常住坐臥

ブログを始めて10年。
老いと向き合って、皆さまと楽しむ記事を
書き続けます。タイトルも晴耕雨読改め常住坐臥。

室生犀星 俳句

2016年01月05日 | 


俳句にはドラマがある。室生犀星の長女朝子が生まれたのは、大正12年8月27日のことである。東京の田端で生まれたが、その5日後、関東大震災が襲った。一家は辛うじて震災の被害を免れたものの、混乱する東京を引上げ、犀星の故郷金沢へ疎開した。一時母の実家に仮寓するが、川岸町の借家で、一年余りを過ごした。

雪みちを雛箱かつぎははが来る 室生 犀星

この句が詠まれたのは、大正13年の春で朝子の初節句のときである。孫の初雛を祝うべく、雛人形の入った箱を背負って、借家にやってきたのである。生後6ヶ月ほどの朝子が分かるはずもないが、疎開で暗い気持ちでいた一家に、ぱっと花が咲いたような華やぎが訪れた。犀星夫婦も、この心遣いに、驚きを、それにもまして喜びをかくせない。

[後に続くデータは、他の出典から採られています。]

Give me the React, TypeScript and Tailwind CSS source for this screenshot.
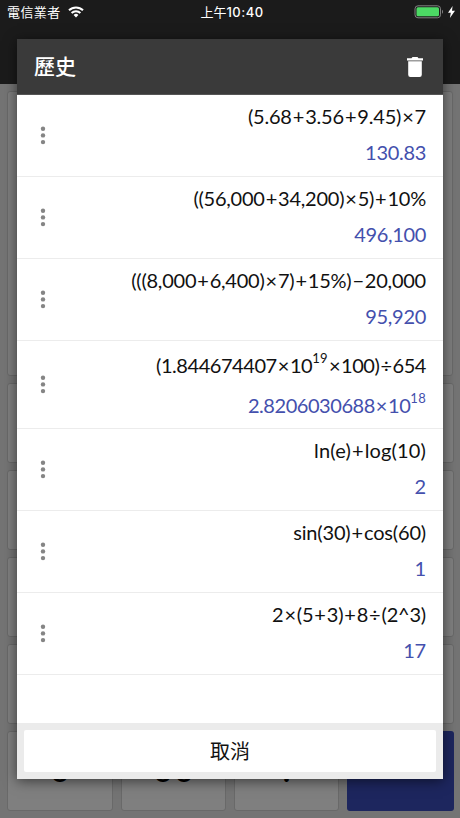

朝子が生まれる半年前には長男を亡くしていた犀星は朝子を可愛がった。翌年には、一家は田端の旧家に帰るが、そこで長女の成長を見守った。

桃つぼむ幼稚園まで附きそひし 犀星

家を出て幼稚園へ向かう朝子と話しながら歩くのだが、好奇心の強い子どもと会話をしているうちに幼稚園まで来てしまったという、微笑ましい光景である。犀星が書いた小説『杏っ子』は、朝子をモデルにしている。通っていた幼稚園は、芥川龍之介の長男たかしと同じ幼稚園で、朝子はたかしと連れ立って幼稚園に通った。